Firefighters and paramedics have been trained on the new equipment

By Chantal M Lovell
Redlands Daily Facts

REDLANDS, Calif. — Seven new LIFEPAK 15 cardiac monitor/defibrillators will hit the streets Friday, giving firefighters and paramedics the capability to treat patients with top-of-the-line equipment.

This month, the department received seven new monitor/defibrillators to replace outdated models in use. Firefighters and paramedics have been trained on the new equipment, which will be in use Friday, said firefighter paramedic Ryan Gallagher.

“We just completed our training,” Gallagher said. “We are making sure all of our shifts were getting trained properly on this (equipment) so when they go into service everyone will be up to date.”

The monitor/defibrillator is a cardiac care response system used to assist in providing basic and advanced life support in the field. It enables firefighters and paramedics to evaluate the function of a patient’s heart, deliver calibrated shocks, measure oxygen levels, gauge carbon monoxide and/or methemoglobin in a patient’s blood stream and come equipped with a metronome to guide users in the application of CPR compressions and ventilations.

Additionally, the monitors can send information directly to a hospital.

“These are capable of transmitting information to the hospitals, everything we’re looking at, we can send to a hospital so the doctors can see it,” said firefighter paramedic Dustin Whitaker. “There’s nothing that’s lost in translation from how we see it to how they see it. It will allow us to treat the patient more accurately with a doctor’s guidance on scene. It extends us as his hands. Then when we get them to the hospital, (doctors are) ready. As soon as we walk in the doors, they’ve already seen what’s going on so they’re ready to go.”

Unlike their predecessors, the monitors have a “SunVue” display, making screens visible outside in bright sunlight. They are also sturdier than previous models, Whitaker said.

Of the department’s total calls for service, 69 percent are requests for medical aid and the monitors will be used on each of those calls, according to Battalion Chief Scott MacDonald. That percentage does not include traffic collisions, fires or other incidents that require medical assistance while firefighters are on scene.

“It walks in on every single call,” Gallagher said.

The monitors will help the RFD meet the new National Fire Protection Association standards, which call for firefighters involved in significant fires to be screened for carbon monoxide exposure, MacDonald said.

MacDonald said the monitors are replacing out-of-date ones, some that are as old as 13 years. The standard life-span of such a monitor is five years in hospitals and eight years in military missions.

“I look at it as a laptop computer,” MacDonald said. “It’s all technology inside and as technology changes and evolves, so will the monitors.”

Fire Chief Jeff Frazier said some of the department’s older monitors were at risk of no longer being supported by the manufacturer, which was a driving force in having them replaced.

The total lease-to-purchase cost for the monitors is $184,317.75, which will be paid in 60 installments, $26,000 to be paid this year, according to a city staff report. The money was included in the city manager’s 2010-11 budget recommendation.

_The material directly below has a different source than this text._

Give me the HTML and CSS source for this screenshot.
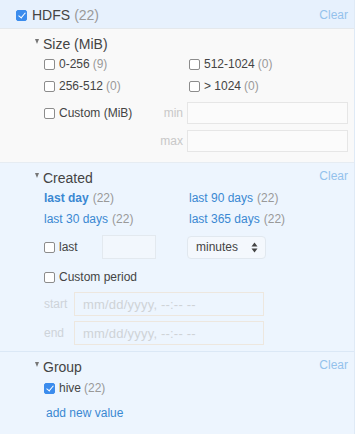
FILE: index.html
```html
<!DOCTYPE html>
<html lang="en">
<head>
    <meta charset="UTF-8">
    <meta name="viewport" content="width=device-width, initial-scale=1.0">
    <title>Facets</title>
    <link rel="stylesheet" href="styles.css">
</head>
<body>
    <div class="panel">
        <div class="facet-head">
            <label class="head-label"><span class="cb checked"></span>HDFS <span class="count">(22)</span></label>
            <a class="clear">Clear</a>
        </div>

        <div class="section grey">
            <div class="title-row">
                <span class="title"><span class="caret"></span>Size (MiB)</span>
            </div>
            <div class="options">
                <label class="opt"><span class="cb"></span>0-256 <span class="count">(9)</span></label>
                <label class="opt"><span class="cb"></span>512-1024 <span class="count">(0)</span></label>
                <label class="opt"><span class="cb"></span>256-512 <span class="count">(0)</span></label>
                <label class="opt"><span class="cb"></span>&gt; 1024 <span class="count">(0)</span></label>
            </div>
            <div class="range">
                <label class="opt"><span class="cb"></span>Custom (MiB)</label>
                <span class="field-label">min</span>
                <input class="field wide" type="text">
                <span></span>
                <span class="field-label">max</span>
                <input class="field wide" type="text">
            </div>
        </div>

        <div class="section blue">
            <div class="title-row">
                <span class="title"><span class="caret"></span>Created</span>
                <a class="clear">Clear</a>
            </div>
            <div class="options links">
                <div class="opt"><a class="link bold">last day</a><span class="count">(22)</span></div>
                <div class="opt"><a class="link">last 90 days</a><span class="count">(22)</span></div>
                <div class="opt"><a class="link">last 30 days</a><span class="count">(22)</span></div>
                <div class="opt"><a class="link">last 365 days</a><span class="count">(22)</span></div>
            </div>
            <div class="last-row">
                <label class="opt last"><span class="cb"></span>last</label>
                <input class="field small" type="text">
                <div class="select">
                    <span>minutes</span>
                    <svg width="7" height="11" viewBox="0 0 7 11"><path d="M3.5 0.5 L6.5 4.5 L0.5 4.5 Z M3.5 10.5 L6.5 6.5 L0.5 6.5 Z" fill="#444"/></svg>
                </div>
            </div>
            <label class="opt period"><span class="cb"></span>Custom period</label>
            <div class="dates">
                <span class="field-label">start</span>
                <input class="field date" type="text" placeholder="mm/dd/yyyy, --:-- --">
                <span class="field-label">end</span>
                <input class="field date" type="text" placeholder="mm/dd/yyyy, --:-- --">
            </div>
        </div>

        <div class="section blue last-section">
            <div class="title-row">
                <span class="title"><span class="caret"></span>Group</span>
                <a class="clear">Clear</a>
            </div>
            <label class="opt single"><span class="cb checked"></span>hive <span class="count">(22)</span></label>
            <div class="opt single"><a class="link add">add new value</a></div>
        </div>
    </div>
</body>
</html>
```

FILE: styles.css
```css
:root {
    --text: #444;
    --muted: #999;
    --faint: #ccc;
    --link: #3a88d2;
    --clear: #94c2ec;
    --blue-bg: #edf5fe;
    --head-bg: #e7f1fd;
    --grey-bg: #f9f9f9;
    --check: #3b8ced;
}

html, body {
    margin: 0;
    padding: 0;
}

body {
    font-family: "Liberation Sans", Arial, sans-serif;
    color: var(--text);
    background: var(--blue-bg);
    width: 355px;
    height: 434px;
    overflow: hidden;
}

.panel {
    border-right: 1px solid #dfeaf6;
    height: 434px;
    box-sizing: border-box;
}

.facet-head {
    height: 28px;
    background: var(--head-bg);
    border-bottom: 1px solid #e4e8ec;
    display: flex;
    justify-content: space-between;
    align-items: center;
    padding: 0 6px 0 16px;
}

.head-label {
    display: flex;
    align-items: center;
    font-size: 14px;
    padding-top: 2px;
}

.head-label .cb {
    margin-right: 5px;
}

.head-label .count {
    margin-left: 4px;
}

.clear {
    font-size: 12px;
    line-height: 14px;
    color: var(--clear);
    cursor: pointer;
}

.facet-head .clear {
    padding-top: 2px;
}

.count {
    color: var(--muted);
    margin-left: 3px;
}

.section {
    padding: 6px 6px 6px 35px;
}

.section.grey {
    background: var(--grey-bg);
    border-bottom: 1px solid #e6ecf2;
    padding-bottom: 10px;
}

.section.blue {
    background: var(--blue-bg);
    border-bottom: 1px solid #dbe8f6;
}

.section.last-section {
    border-bottom: none;
}

.title-row {
    display: flex;
    justify-content: space-between;
    align-items: flex-start;
    height: 18px;
}

.title {
    display: flex;
    align-items: center;
    font-size: 14px;
    line-height: 18px;
}

.caret {
    width: 0;
    height: 0;
    border-left: 2.5px solid transparent;
    border-right: 2.5px solid transparent;
    border-top: 5px solid #777;
    margin: 0 4px 5px 0;
}

.options {
    display: grid;
    grid-template-columns: 145px 1fr;
    margin-left: 9px;
}

.opt {
    display: flex;
    align-items: center;
    height: 22px;
    font-size: 12px;
}

.links .opt {
    height: 21px;
}

.links .count {
    margin-left: 4px;
}

.cb {
    width: 11px;
    height: 11px;
    box-sizing: border-box;
    border: 1px solid #8c8c8c;
    border-radius: 2px;
    background: #fff;
    margin-right: 4px;
    position: relative;
    flex: none;
}

.cb.checked {
    background: var(--check);
    border-color: var(--check);
}

.cb.checked::after {
    content: "";
    position: absolute;
    left: 3px;
    top: 0px;
    width: 3px;
    height: 6px;
    border-right: 1.6px solid #fff;
    border-bottom: 1.6px solid #fff;
    transform: rotate(40deg);
}

.range {
    display: grid;
    grid-template-columns: 1fr auto 161px;
    column-gap: 4px;
    row-gap: 6px;
    margin: 5px 0 0 9px;
}

.field-label {
    font-size: 12px;
    color: var(--faint);
    align-self: center;
    text-align: right;
}

.range .field-label {
    color: #c8c8c8;
}

.field {
    box-sizing: border-box;
    border: 1px solid #e6e6e6;
    background: transparent;
    font-family: inherit;
    outline: none;
    margin: 0;
}

.field.wide {
    height: 22px;
    width: 161px;
    background: #fbfbfb;
}

.link {
    color: var(--link);
    cursor: pointer;
}

.link.bold {
    font-weight: bold;
}

.last-row {
    display: flex;
    align-items: center;
    margin: 6px 0 0 9px;
    height: 24px;
}

.opt.last {
    width: 58px;
}

.field.small {
    width: 54px;
    height: 24px;
    border-color: #e3e9ef;
    background: #f2f7fd;
}

.select {
    margin-left: 31px;
    width: 79px;
    height: 23px;
    box-sizing: border-box;
    border: 1px solid #e1e8ef;
    border-radius: 4px;
    background: #f4f8fd;
    display: flex;
    justify-content: space-between;
    align-items: center;
    padding: 0 7px 0 8px;
    font-size: 12px;
}

.opt.period {
    margin: 7px 0 0 9px;
}

.dates {
    display: grid;
    grid-template-columns: 30px 190px;
    row-gap: 5px;
    margin: 4px 0 0 9px;
}

.dates .field-label {
    text-align: left;
    color: #cdd3d9;
    font-size: 12px;
}

.field.date {
    height: 24px;
    width: 190px;
    border-color: #ede7df;
    background: var(--blue-bg);
    padding-left: 8px;
    font-size: 13px;
    letter-spacing: 0.2px;
}

.field.date::placeholder {
    color: #cfd3d7;
}

.single {
    margin-left: 9px;
}

.opt.single {
    height: 22px;
}

.title-row + .single {
    margin-top: 1px;
}

.add {
    margin-top: 5px;
    display: inline-block;
    padding-left: 2px;
}
```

Frazier said the department opted to purchase the monitors at the same time to cut down on future training costs.

“We’re really happy to have these,” Whitaker said. “They’re the cutting edge technology so for us to be in a budget deficit and still be able to provide the highest level of cardiac care speaks volumes of the administration here that they are able to figure out how to get us this stuff so we can most accurately treat patients in the field.”